Twenty Dying Technologies - MykalM
http://images.businessweek.com/ss/10/10/1021_dying_tech/index.htm?chan=rss_topSlideShows_ssi_5

======
jusob
A lot of BS. This article is more about things that will start dying in 10-20
years, but are still very much used right now: Blu-Ray, credit card,
combustible engines, etc. Not worth reading.

------
moe
Sigh. Why do they pit e-readers against tablets all the time. They're not in
the same game. Tablets are multi-purpose entertainment devices. E-Readers are
mobile books.

Anyone who to lumps them together has never tried to read an entire book on
one of those low-res TFT or Amoled displays.

------
MoreMoschops
The combustion engine isn't going anywhere anytime soon. Vast areas of the
earth have people who need to drive but no serious and reliable electrical
distribution infrastructure. The sheer inherent reliability of petrol as a
fuel - you can carry it, store it, put it in a bucket, leave it sealed up for
a year, bake it (be careful doing this one!), freeze it and still rely on it -
means we'll still be making combustion engines for a long time to come.
Granted, people in advanced countries who will rarely travel outside the
electrical distribution network can switch to electric cars, but even there,
petrol engines will stick around as emergency vehicles.

------
klagan
Games consoles? E-Readers? USB keys? WTF? Apple have turned things around for
the usb key for a start.

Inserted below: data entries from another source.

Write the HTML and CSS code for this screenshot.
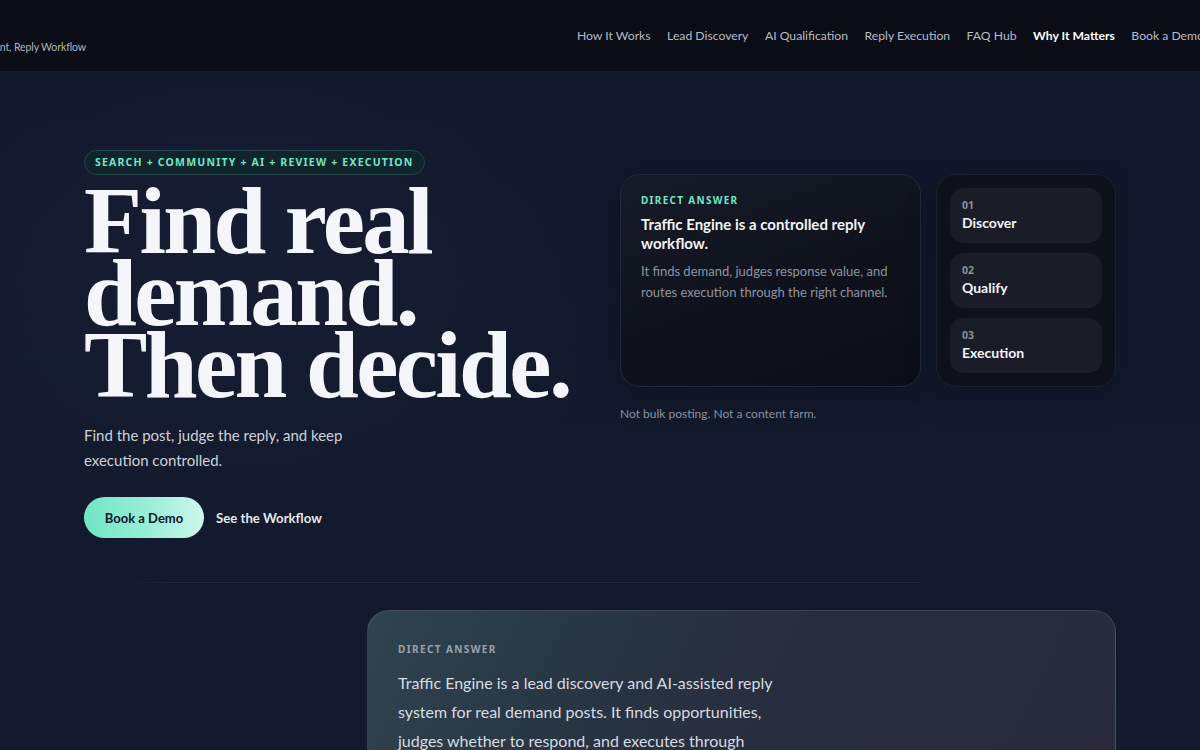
FILE: index.html
```html
<!DOCTYPE html>
<html lang="en">
<head>
<meta charset="utf-8">
<title>Traffic Engine</title>
<link rel="stylesheet" href="styles.css">
</head>
<body>
<header class="topbar">
  <div class="brand">
    <div class="brand-title">Traffic Engine</div>
    <div class="brand-sub">Lead Discovery, AI Judgment, Reply Workflow</div>
  </div>
  <nav class="nav">
    <a href="#">How It Works</a>
    <a href="#">Lead Discovery</a>
    <a href="#">AI Qualification</a>
    <a href="#">Reply Execution</a>
    <a href="#">FAQ Hub</a>
    <a href="#" class="active">Why It Matters</a>
    <a href="#">Book a Demo</a>
  </nav>
</header>

<main class="page">
  <section class="hero">
    <div class="hero-copy">
      <span class="badge">SEARCH + COMMUNITY + AI + REVIEW + EXECUTION</span>
      <h1 class="headline">Find real demand. Then decide.</h1>
      <p class="lede">Find the post, judge the reply, and keep execution controlled.</p>
      <div class="actions">
        <a href="#" class="btn-primary">Book a Demo</a>
        <a href="#" class="btn-link">See the Workflow</a>
      </div>
    </div>

    <div class="hero-side">
      <div class="side-grid">
        <div class="answer-card">
          <div class="eyebrow">DIRECT ANSWER</div>
          <div class="answer-title">Traffic Engine is a controlled reply workflow.</div>
          <p class="answer-desc">It finds demand, judges response value, and routes execution through the right channel.</p>
        </div>
        <div class="steps">
          <div class="step"><span class="step-num">01</span><span class="step-name">Discover</span></div>
          <div class="step"><span class="step-num">02</span><span class="step-name">Qualify</span></div>
          <div class="step"><span class="step-num">03</span><span class="step-name">Execution</span></div>
        </div>
      </div>
      <p class="note">Not bulk posting. Not a content farm.</p>
    </div>
  </section>

  <div class="divider"></div>

  <section class="answer-row">
    <div class="spacer"></div>
    <div class="big-card">
      <div class="big-label">DIRECT ANSWER</div>
      <p class="big-text">Traffic Engine is a lead discovery and AI-assisted reply system for real demand posts. It finds opportunities, judges whether to respond, and executes through controlled channels with human review.</p>
    </div>
  </section>
</main>
</body>
</html>
```

FILE: styles.css
```css
* { box-sizing: border-box; }

html, body {
  margin: 0;
  padding: 0;
}

body {
  width: 1200px;
  min-height: 750px;
  overflow: hidden;
  font-family: "Lato", "Noto Sans", sans-serif;
  color: #e6e8ee;
  background:
    radial-gradient(ellipse 600px 400px at 20% 30%, rgba(30, 40, 70, 0.35), transparent 70%),
    linear-gradient(180deg, #111628 0%, #131a2c 60%, #141a2b 100%);
}

a { text-decoration: none; color: inherit; }

/* ---------- top bar ---------- */
.topbar {
  height: 72px;
  display: flex;
  align-items: center;
  background: #0a0c16;
  border-bottom: 1px solid #1a2033;
  overflow: hidden;
}

.brand {
  flex: 0 0 300px;
  width: 300px;
  margin-left: -214px;
  padding-top: 22px;
}

.brand-title {
  font-size: 15px;
  font-weight: 700;
  color: #f2f4f8;
  height: 0;
  overflow: visible;
  visibility: hidden;
}

.brand-sub {
  font-size: 10.6px;
  letter-spacing: -0.15px;
  color: #aeb3bd;
  white-space: nowrap;
  text-align: right;
}

.nav {
  margin-left: auto;
  margin-right: -4px;
  display: flex;
  gap: 16.5px;
  font-size: 12.2px;
  color: #b7bcc6;
  white-space: nowrap;
}

.nav .active {
  color: #ffffff;
  font-weight: 700;
}

/* ---------- hero ---------- */
.page {
  width: 1032px;
  margin: 0 auto;
}

.hero {
  display: grid;
  grid-template-columns: 1fr 1fr;
  gap: 36px;
  padding-top: 78px;
}

.hero-copy {
  display: flex;
  flex-direction: column;
  align-items: flex-start;
}

.badge {
  display: inline-block;
  height: 25px;
  line-height: 23px;
  padding: 0 10px;
  border-radius: 13px;
  border: 1px solid #25464b;
  background: #10242c;
  color: #6ee7c5;
  font-family: "Noto Sans", "Lato", sans-serif;
  font-size: 10.5px;
  font-weight: 700;
  letter-spacing: 1.2px;
}

.headline {
  margin: 10px 0 0;
  font-family: "Liberation Serif", "Times New Roman", serif;
  font-weight: 700;
  font-size: 95px;
  line-height: 72px;
  letter-spacing: -2.6px;
  color: #f4f6fb;
  width: 500px;
}

.lede {
  margin: 22px 0 0;
  max-width: 290px;
  font-size: 15px;
  line-height: 25px;
  color: #cdd1d9;
}

.actions {
  margin-top: 24px;
  display: flex;
  align-items: center;
  gap: 12px;
}

.btn-primary {
  height: 41px;
  width: 120px;
  display: flex;
  align-items: center;
  justify-content: center;
  border-radius: 21px;
  background: linear-gradient(90deg, #6fe6c6 0%, #9aeed8 55%, #cdf7ec 100%);
  color: #0e1524;
  font-size: 13px;
  font-weight: 700;
}

.btn-link {
  font-size: 13.2px;
  font-weight: 700;
  color: #e4e7ee;
}

/* ---------- right side ---------- */
.hero-side {
  margin-top: 24px;
}

.side-grid {
  display: grid;
  grid-template-columns: 301px 1fr;
  gap: 15px;
}

.answer-card {
  border-radius: 20px;
  border: 1px solid #222839;
  background: linear-gradient(160deg, #171b28 0%, #0f121c 55%, #0b0e16 100%);
  padding: 18px 20px 20px;
  box-shadow: 0 10px 30px rgba(0, 0, 0, 0.25);
}

.eyebrow {
  font-family: "Noto Sans", "Lato", sans-serif;
  font-size: 10px;
  line-height: 14px;
  font-weight: 700;
  letter-spacing: 1.3px;
  color: #6ee7c5;
}

.answer-title {
  margin-top: 8px;
  font-size: 15px;
  line-height: 19px;
  font-weight: 700;
  color: #f1f3f7;
  max-width: 250px;
}

.answer-desc {
  margin: 8px 0 0;
  font-size: 13px;
  line-height: 21px;
  color: #8d93a0;
  max-width: 250px;
}

.steps {
  border-radius: 20px;
  border: 1px solid #1c2130;
  background: #0e111a;
  padding: 13px;
  display: flex;
  flex-direction: column;
  gap: 10px;
  box-shadow: 0 10px 30px rgba(0, 0, 0, 0.25);
}

.step {
  height: 55px;
  border-radius: 14px;
  background: #1a1d28;
  padding: 10px 12px 0;
  display: flex;
  flex-direction: column;
}

.step-num {
  font-family: "Noto Sans", "Lato", sans-serif;
  font-size: 10.5px;
  line-height: 14px;
  font-weight: 700;
  color: #8b909c;
}

.step-name {
  margin-top: 2px;
  font-size: 14px;
  line-height: 18px;
  font-weight: 700;
  color: #f3f4f8;
}

.note {
  margin: 19px 0 0;
  font-size: 12px;
  line-height: 16px;
  color: #8a909c;
}

/* ---------- divider ---------- */
.divider {
  margin: 44px 0 0 46px;
  width: 790px;
  height: 1px;
  background: linear-gradient(90deg, transparent 0%, #222a3c 6%, #222a3c 100%);
}

/* ---------- lower answer ---------- */
.answer-row {
  margin-top: 27px;
  display: grid;
  grid-template-columns: 247px 1fr;
  gap: 36px;
}

.big-card {
  border-radius: 22px;
  border: 1px solid rgba(255, 255, 255, 0.1);
  background:
    linear-gradient(115deg, #2f4450 0%, #283542 30%, #282d3d 55%, #292b3b 100%);
  padding: 31px 30px 30px;
  min-height: 200px;
}

.big-label {
  font-family: "Noto Sans", "Lato", sans-serif;
  font-size: 10px;
  line-height: 14px;
  font-weight: 700;
  letter-spacing: 1.4px;
  color: #9aa2ad;
}

.big-text {
  margin: 12px 0 0;
  max-width: 385px;
  font-size: 16px;
  line-height: 29px;
  color: #d7dbe2;
}
```
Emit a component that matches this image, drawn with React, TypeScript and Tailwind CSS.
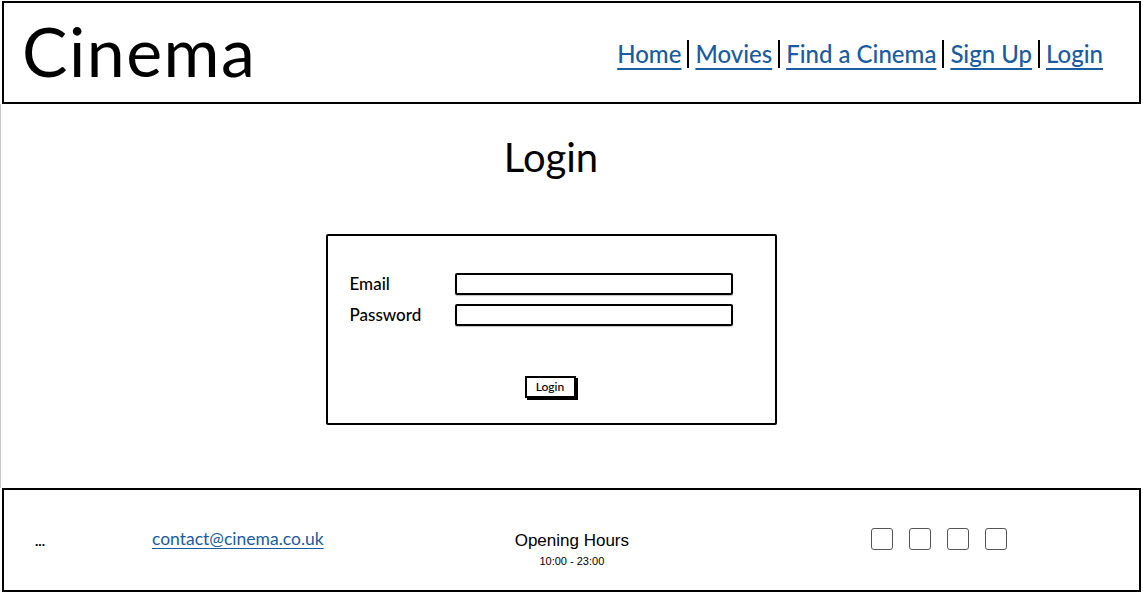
import React from "react";

const sketch = "font-['Lato','Noto_Sans',sans-serif]";

function NavLink({ text, last }: { text: string; last?: boolean }) {
  return (
    <div className="flex items-center">
      <a href="#" className="text-[#1b5c9e] font-medium underline decoration-2 underline-offset-[5px] text-[24px] leading-none">
        {text}
      </a>
      {!last && <span className="mx-[6px] h-[28px] w-[2px] bg-black" />}
    </div>
  );
}

export default function App() {
  return (
    <div className={`w-[1143px] h-[595px] bg-white flex flex-col ${sketch}`}>
      <header className="mx-[2px] mt-[1px] h-[103px] border-2 border-black flex items-center justify-between pl-[18px] pr-[36px] shrink-0">
        <h1 className="text-[68px] leading-none text-black tracking-[1.5px] -mt-[4px]">Cinema</h1>
        <nav className="flex items-center pt-[2px]">
          <NavLink text="Home" />
          <NavLink text="Movies" />
          <NavLink text="Find a Cinema" />
          <NavLink text="Sign Up" />
          <NavLink text="Login" last />
        </nav>
      </header>

      <main className="flex-1 border-l border-[#c8c8c8] flex flex-col items-center pr-[42px]">
        <h2 className="mt-[33px] text-[40px] leading-none text-black">Login</h2>
        <div className="mt-[57px] w-[451px] h-[191px] border-2 border-black rounded-[2px] flex flex-col pl-[22px] pt-[37px]">
          <div className="flex items-center h-[22px]">
            <span className="w-[105px] text-[17px] font-medium text-black">Email</span>
            <div className="w-[278px] h-[22px] border-2 border-black rounded-[2px] shadow-[0_1px_1px_rgba(0,0,0,0.25)]" />
          </div>
          <div className="flex items-center h-[22px] mt-[9px]">
            <span className="w-[105px] text-[17px] font-medium text-black">Password</span>
            <div className="w-[278px] h-[22px] border-2 border-black rounded-[2px] shadow-[0_1px_1px_rgba(0,0,0,0.25)]" />
          </div>
          <div className="flex justify-center mt-[50px] pr-[24px]">
            <button className="w-[51px] h-[22px] border-2 border-black bg-white text-[12px] font-medium leading-none text-black shadow-[2px_2px_0_#000]">
              Login
            </button>
          </div>
        </div>
      </main>

      <footer className="mx-[2px] mb-[3px] h-[104px] border-2 border-black flex items-center shrink-0">
        <span className="ml-[31px] text-[14px] font-bold text-black mt-[1px]">...</span>
        <a href="#" className="ml-[107px] text-[17.5px] text-[#1b5c9e] underline underline-offset-[3px] -mt-[2px]">
          contact@cinema.co.uk
        </a>
        <div className="ml-[191px] flex flex-col items-center font-['Liberation_Sans',Arial,sans-serif] text-black mt-[19px]">
          <span className="text-[17px] leading-none">Opening Hours</span>
          <span className="text-[11px] leading-none mt-[7px]">10:00 - 23:00</span>
        </div>
        <div className="ml-[242px] flex gap-[16px] -mt-[2px]">
          <div className="w-[22px] h-[22px] border border-[#555] rounded-[3px]" />
          <div className="w-[22px] h-[22px] border border-[#555] rounded-[3px]" />
          <div className="w-[22px] h-[22px] border border-[#555] rounded-[3px]" />
          <div className="w-[22px] h-[22px] border border-[#555] rounded-[3px]" />
        </div>
      </footer>
    </div>
  );
}
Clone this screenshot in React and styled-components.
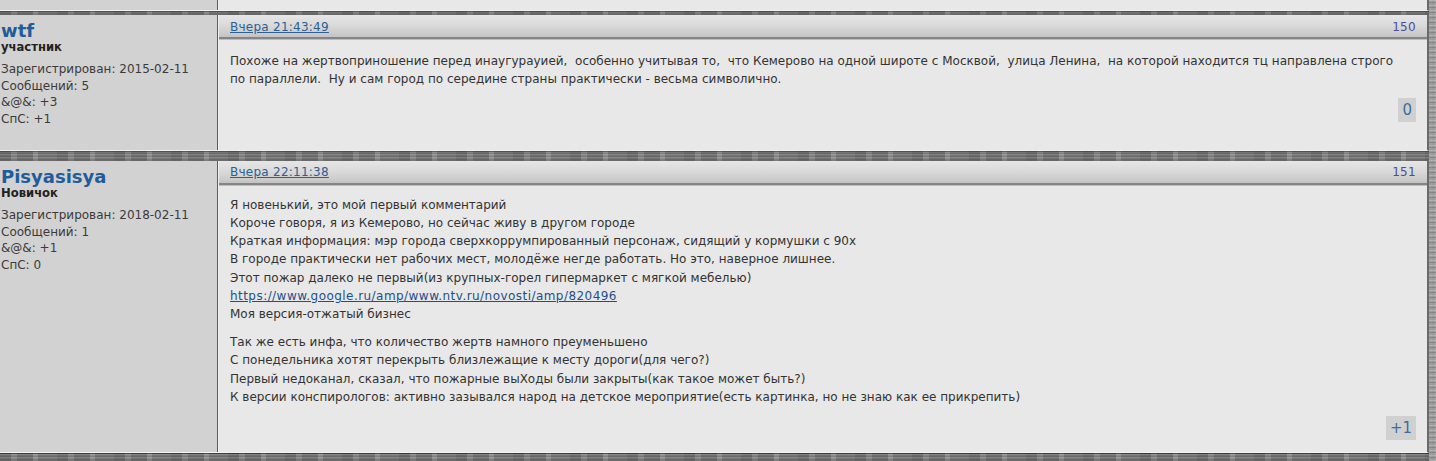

Tablets and e-readers are not the same market.
e-readers are far superior to tablets for reading.....this article was
nonsense written to fill space...much like my post :)

------
yankeeracer73
I just bought a new landline phone for my home office. I know I'm way in the
minority, but I still feel the call quality is far superior to my cell phone,
skype or anything else they mention.

------
ayb
I really dislike having to click "next" 19 times to see a list of 20 items.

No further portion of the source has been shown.